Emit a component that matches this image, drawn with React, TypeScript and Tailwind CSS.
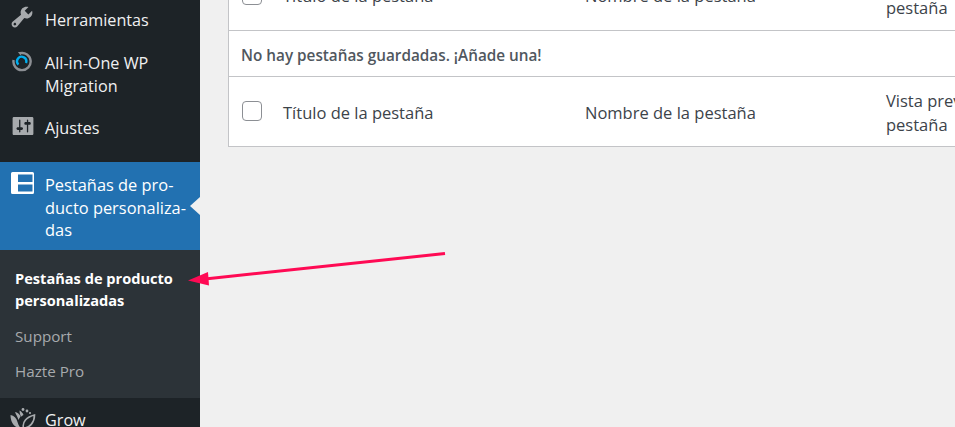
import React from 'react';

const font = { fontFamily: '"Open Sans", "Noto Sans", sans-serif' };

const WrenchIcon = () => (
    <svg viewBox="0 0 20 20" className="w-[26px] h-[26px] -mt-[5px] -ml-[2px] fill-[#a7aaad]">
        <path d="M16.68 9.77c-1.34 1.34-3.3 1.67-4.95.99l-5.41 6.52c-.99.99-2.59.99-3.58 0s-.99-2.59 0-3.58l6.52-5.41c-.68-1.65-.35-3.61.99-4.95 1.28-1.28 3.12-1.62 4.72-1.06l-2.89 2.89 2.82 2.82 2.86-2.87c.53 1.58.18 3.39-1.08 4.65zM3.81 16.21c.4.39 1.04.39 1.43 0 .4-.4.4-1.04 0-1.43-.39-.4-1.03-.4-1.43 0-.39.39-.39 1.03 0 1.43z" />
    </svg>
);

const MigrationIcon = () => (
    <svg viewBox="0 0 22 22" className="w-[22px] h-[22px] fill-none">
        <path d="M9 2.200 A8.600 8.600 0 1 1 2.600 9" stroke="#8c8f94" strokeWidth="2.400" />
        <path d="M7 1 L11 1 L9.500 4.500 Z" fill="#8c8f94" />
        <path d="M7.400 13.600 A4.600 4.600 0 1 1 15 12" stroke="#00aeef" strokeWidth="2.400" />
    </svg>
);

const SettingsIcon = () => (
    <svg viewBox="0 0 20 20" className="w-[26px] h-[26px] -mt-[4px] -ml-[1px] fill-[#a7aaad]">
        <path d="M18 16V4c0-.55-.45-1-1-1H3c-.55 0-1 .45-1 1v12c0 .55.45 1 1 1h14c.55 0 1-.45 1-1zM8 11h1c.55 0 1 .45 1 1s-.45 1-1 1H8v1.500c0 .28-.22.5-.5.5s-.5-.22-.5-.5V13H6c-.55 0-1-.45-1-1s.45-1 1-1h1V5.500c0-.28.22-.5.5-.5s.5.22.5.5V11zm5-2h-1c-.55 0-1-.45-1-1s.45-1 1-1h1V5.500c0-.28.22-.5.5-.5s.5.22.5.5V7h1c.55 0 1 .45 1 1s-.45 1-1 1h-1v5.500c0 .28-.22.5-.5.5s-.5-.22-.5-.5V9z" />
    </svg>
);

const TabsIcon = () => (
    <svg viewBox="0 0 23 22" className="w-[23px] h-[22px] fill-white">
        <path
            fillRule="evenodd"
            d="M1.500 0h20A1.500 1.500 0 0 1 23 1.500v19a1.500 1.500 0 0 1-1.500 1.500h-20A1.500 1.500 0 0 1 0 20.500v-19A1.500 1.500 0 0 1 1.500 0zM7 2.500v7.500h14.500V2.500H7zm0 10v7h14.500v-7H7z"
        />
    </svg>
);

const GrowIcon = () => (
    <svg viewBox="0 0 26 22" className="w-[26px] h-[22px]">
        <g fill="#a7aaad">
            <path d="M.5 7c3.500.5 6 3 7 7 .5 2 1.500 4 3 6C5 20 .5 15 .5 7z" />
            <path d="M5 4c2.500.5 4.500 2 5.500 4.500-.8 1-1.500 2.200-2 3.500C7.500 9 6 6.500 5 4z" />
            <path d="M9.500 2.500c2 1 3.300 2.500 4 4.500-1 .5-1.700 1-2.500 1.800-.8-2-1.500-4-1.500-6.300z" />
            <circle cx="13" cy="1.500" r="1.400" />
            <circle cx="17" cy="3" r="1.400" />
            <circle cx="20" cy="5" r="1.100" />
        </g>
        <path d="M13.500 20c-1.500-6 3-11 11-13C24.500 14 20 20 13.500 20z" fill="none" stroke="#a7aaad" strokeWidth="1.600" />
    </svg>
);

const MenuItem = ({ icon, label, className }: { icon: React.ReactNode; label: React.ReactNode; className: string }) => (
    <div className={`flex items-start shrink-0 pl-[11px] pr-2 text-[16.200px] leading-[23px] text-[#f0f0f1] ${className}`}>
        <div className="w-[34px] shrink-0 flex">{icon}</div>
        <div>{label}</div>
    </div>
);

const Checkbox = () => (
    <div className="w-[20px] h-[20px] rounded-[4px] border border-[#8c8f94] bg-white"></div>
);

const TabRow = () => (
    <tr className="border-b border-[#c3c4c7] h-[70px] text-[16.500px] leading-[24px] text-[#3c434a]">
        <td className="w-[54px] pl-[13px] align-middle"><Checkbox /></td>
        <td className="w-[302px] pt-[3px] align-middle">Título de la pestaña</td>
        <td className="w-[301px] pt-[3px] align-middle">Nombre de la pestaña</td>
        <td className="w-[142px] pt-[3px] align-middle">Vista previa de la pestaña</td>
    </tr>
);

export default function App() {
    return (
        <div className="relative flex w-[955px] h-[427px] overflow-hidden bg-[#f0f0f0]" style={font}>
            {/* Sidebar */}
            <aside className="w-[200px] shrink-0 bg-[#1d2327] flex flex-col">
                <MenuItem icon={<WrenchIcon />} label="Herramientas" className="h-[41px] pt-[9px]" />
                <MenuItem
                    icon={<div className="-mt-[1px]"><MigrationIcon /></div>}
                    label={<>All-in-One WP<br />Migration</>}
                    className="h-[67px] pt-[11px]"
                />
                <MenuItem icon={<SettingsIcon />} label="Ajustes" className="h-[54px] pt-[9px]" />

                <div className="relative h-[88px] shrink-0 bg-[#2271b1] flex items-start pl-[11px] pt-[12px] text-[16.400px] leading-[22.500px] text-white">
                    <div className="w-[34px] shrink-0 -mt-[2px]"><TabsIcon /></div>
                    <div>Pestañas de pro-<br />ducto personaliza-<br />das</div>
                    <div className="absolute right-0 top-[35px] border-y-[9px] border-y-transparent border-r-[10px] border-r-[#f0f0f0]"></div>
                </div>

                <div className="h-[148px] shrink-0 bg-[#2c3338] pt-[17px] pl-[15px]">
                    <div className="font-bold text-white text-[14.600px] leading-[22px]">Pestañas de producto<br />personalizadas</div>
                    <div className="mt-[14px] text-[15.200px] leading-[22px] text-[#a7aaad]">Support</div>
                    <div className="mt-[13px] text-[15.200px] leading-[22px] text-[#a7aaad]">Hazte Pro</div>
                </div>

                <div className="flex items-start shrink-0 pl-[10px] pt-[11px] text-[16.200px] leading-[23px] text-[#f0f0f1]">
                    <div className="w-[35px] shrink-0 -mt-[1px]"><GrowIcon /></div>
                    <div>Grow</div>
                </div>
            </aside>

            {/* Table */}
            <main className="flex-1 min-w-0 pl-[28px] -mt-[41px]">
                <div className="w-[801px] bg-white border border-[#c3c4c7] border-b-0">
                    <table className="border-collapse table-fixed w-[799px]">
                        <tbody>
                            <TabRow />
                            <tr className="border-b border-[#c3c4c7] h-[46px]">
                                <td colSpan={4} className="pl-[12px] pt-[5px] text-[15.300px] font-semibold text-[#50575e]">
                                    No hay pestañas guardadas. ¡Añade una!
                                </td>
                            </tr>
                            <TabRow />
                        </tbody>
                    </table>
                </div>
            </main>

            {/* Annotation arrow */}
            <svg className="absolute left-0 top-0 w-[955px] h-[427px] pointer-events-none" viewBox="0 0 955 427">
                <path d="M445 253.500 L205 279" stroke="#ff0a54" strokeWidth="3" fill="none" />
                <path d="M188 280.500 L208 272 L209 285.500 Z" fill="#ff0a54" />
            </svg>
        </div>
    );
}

———

### Task description
Drop the images and repeat the data exactly.

### Result for this task
Emit a component that matches this image, drawn with React, TypeScript and Tailwind CSS.
import React from 'react';

const font = { fontFamily: '"Open Sans", "Noto Sans", sans-serif' };

const WrenchIcon = () => (
    <svg viewBox="0 0 20 20" className="w-[26px] h-[26px] -mt-[5px] -ml-[2px] fill-[#a7aaad]">
        <path d="M16.68 9.77c-1.34 1.34-3.3 1.67-4.95.99l-5.41 6.52c-.99.99-2.59.99-3.58 0s-.99-2.59 0-3.58l6.52-5.41c-.68-1.65-.35-3.61.99-4.95 1.28-1.28 3.12-1.62 4.72-1.06l-2.89 2.89 2.82 2.82 2.86-2.87c.53 1.58.18 3.39-1.08 4.65zM3.81 16.21c.4.39 1.04.39 1.43 0 .4-.4.4-1.04 0-1.43-.39-.4-1.03-.4-1.43 0-.39.39-.39 1.03 0 1.43z" />
    </svg>
);

const MigrationIcon = () => (
    <svg viewBox="0 0 22 22" className="w-[22px] h-[22px] fill-none">
        <path d="M9 2.200 A8.600 8.600 0 1 1 2.600 9" stroke="#8c8f94" strokeWidth="2.400" />
        <path d="M7 1 L11 1 L9.500 4.500 Z" fill="#8c8f94" />
        <path d="M7.400 13.600 A4.600 4.600 0 1 1 15 12" stroke="#00aeef" strokeWidth="2.400" />
    </svg>
);

const SettingsIcon = () => (
    <svg viewBox="0 0 20 20" className="w-[26px] h-[26px] -mt-[4px] -ml-[1px] fill-[#a7aaad]">
        <path d="M18 16V4c0-.55-.45-1-1-1H3c-.55 0-1 .45-1 1v12c0 .55.45 1 1 1h14c.55 0 1-.45 1-1zM8 11h1c.55 0 1 .45 1 1s-.45 1-1 1H8v1.500c0 .28-.22.5-.5.5s-.5-.22-.5-.5V13H6c-.55 0-1-.45-1-1s.45-1 1-1h1V5.500c0-.28.22-.5.5-.5s.5.22.5.5V11zm5-2h-1c-.55 0-1-.45-1-1s.45-1 1-1h1V5.500c0-.28.22-.5.5-.5s.5.22.5.5V7h1c.55 0 1 .45 1 1s-.45 1-1 1h-1v5.500c0 .28-.22.5-.5.5s-.5-.22-.5-.5V9z" />
    </svg>
);

const TabsIcon = () => (
    <svg viewBox="0 0 23 22" className="w-[23px] h-[22px] fill-white">
        <path
            fillRule="evenodd"
            d="M1.500 0h20A1.500 1.500 0 0 1 23 1.500v19a1.500 1.500 0 0 1-1.500 1.500h-20A1.500 1.500 0 0 1 0 20.500v-19A1.500 1.500 0 0 1 1.500 0zM7 2.500v7.500h14.500V2.500H7zm0 10v7h14.500v-7H7z"
        />
    </svg>
);

const GrowIcon = () => (
    <svg viewBox="0 0 26 22" className="w-[26px] h-[22px]">
        <g fill="#a7aaad">
            <path d="M.5 7c3.500.5 6 3 7 7 .5 2 1.500 4 3 6C5 20 .5 15 .5 7z" />
            <path d="M5 4c2.500.5 4.500 2 5.500 4.500-.8 1-1.500 2.200-2 3.500C7.500 9 6 6.500 5 4z" />
            <path d="M9.500 2.500c2 1 3.300 2.500 4 4.500-1 .5-1.700 1-2.500 1.800-.8-2-1.500-4-1.500-6.300z" />
            <circle cx="13" cy="1.500" r="1.400" />
            <circle cx="17" cy="3" r="1.400" />
            <circle cx="20" cy="5" r="1.100" />
        </g>
        <path d="M13.500 20c-1.500-6 3-11 11-13C24.500 14 20 20 13.500 20z" fill="none" stroke="#a7aaad" strokeWidth="1.600" />
    </svg>
);

const MenuItem = ({ icon, label, className }: { icon: React.ReactNode; label: React.ReactNode; className: string }) => (
    <div className={`flex items-start shrink-0 pl-[11px] pr-2 text-[16.200px] leading-[23px] text-[#f0f0f1] ${className}`}>
        <div className="w-[34px] shrink-0 flex">{icon}</div>
        <div>{label}</div>
    </div>
);

const Checkbox = () => (
    <div className="w-[20px] h-[20px] rounded-[4px] border border-[#8c8f94] bg-white"></div>
);

const TabRow = () => (
    <tr className="border-b border-[#c3c4c7] h-[70px] text-[16.500px] leading-[24px] text-[#3c434a]">
        <td className="w-[54px] pl-[13px] align-middle"><Checkbox /></td>
        <td className="w-[302px] pt-[3px] align-middle">Título de la pestaña</td>
        <td className="w-[301px] pt-[3px] align-middle">Nombre de la pestaña</td>
        <td className="w-[142px] pt-[3px] align-middle">Vista previa de la pestaña</td>
    </tr>
);

export default function App() {
    return (
        <div className="relative flex w-[955px] h-[427px] overflow-hidden bg-[#f0f0f0]" style={font}>
            {/* Sidebar */}
            <aside className="w-[200px] shrink-0 bg-[#1d2327] flex flex-col">
                <MenuItem icon={<WrenchIcon />} label="Herramientas" className="h-[41px] pt-[9px]" />
                <MenuItem
                    icon={<div className="-mt-[1px]"><MigrationIcon /></div>}
                    label={<>All-in-One WP<br />Migration</>}
                    className="h-[67px] pt-[11px]"
                />
                <MenuItem icon={<SettingsIcon />} label="Ajustes" className="h-[54px] pt-[9px]" />

                <div className="relative h-[88px] shrink-0 bg-[#2271b1] flex items-start pl-[11px] pt-[12px] text-[16.400px] leading-[22.500px] text-white">
                    <div className="w-[34px] shrink-0 -mt-[2px]"><TabsIcon /></div>
                    <div>Pestañas de pro-<br />ducto personaliza-<br />das</div>
                    <div className="absolute right-0 top-[35px] border-y-[9px] border-y-transparent border-r-[10px] border-r-[#f0f0f0]"></div>
                </div>

                <div className="h-[148px] shrink-0 bg-[#2c3338] pt-[17px] pl-[15px]">
                    <div className="font-bold text-white text-[14.600px] leading-[22px]">Pestañas de producto<br />personalizadas</div>
                    <div className="mt-[14px] text-[15.200px] leading-[22px] text-[#a7aaad]">Support</div>
                    <div className="mt-[13px] text-[15.200px] leading-[22px] text-[#a7aaad]">Hazte Pro</div>
                </div>

                <div className="flex items-start shrink-0 pl-[10px] pt-[11px] text-[16.200px] leading-[23px] text-[#f0f0f1]">
                    <div className="w-[35px] shrink-0 -mt-[1px]"><GrowIcon /></div>
                    <div>Grow</div>
                </div>
            </aside>

            {/* Table */}
            <main className="flex-1 min-w-0 pl-[28px] -mt-[41px]">
                <div className="w-[801px] bg-white border border-[#c3c4c7] border-b-0">
                    <table className="border-collapse table-fixed w-[799px]">
                        <tbody>
                            <TabRow />
                            <tr className="border-b border-[#c3c4c7] h-[46px]">
                                <td colSpan={4} className="pl-[12px] pt-[5px] text-[15.300px] font-semibold text-[#50575e]">
                                    No hay pestañas guardadas. ¡Añade una!
                                </td>
                            </tr>
                            <TabRow />
                        </tbody>
                    </table>
                </div>
            </main>

            {/* Annotation arrow */}
            <svg className="absolute left-0 top-0 w-[955px] h-[427px] pointer-events-none" viewBox="0 0 955 427">
                <path d="M445 253.500 L205 279" stroke="#ff0a54" strokeWidth="3" fill="none" />
                <path d="M188 280.500 L208 272 L209 285.500 Z" fill="#ff0a54" />
            </svg>
        </div>
    );
}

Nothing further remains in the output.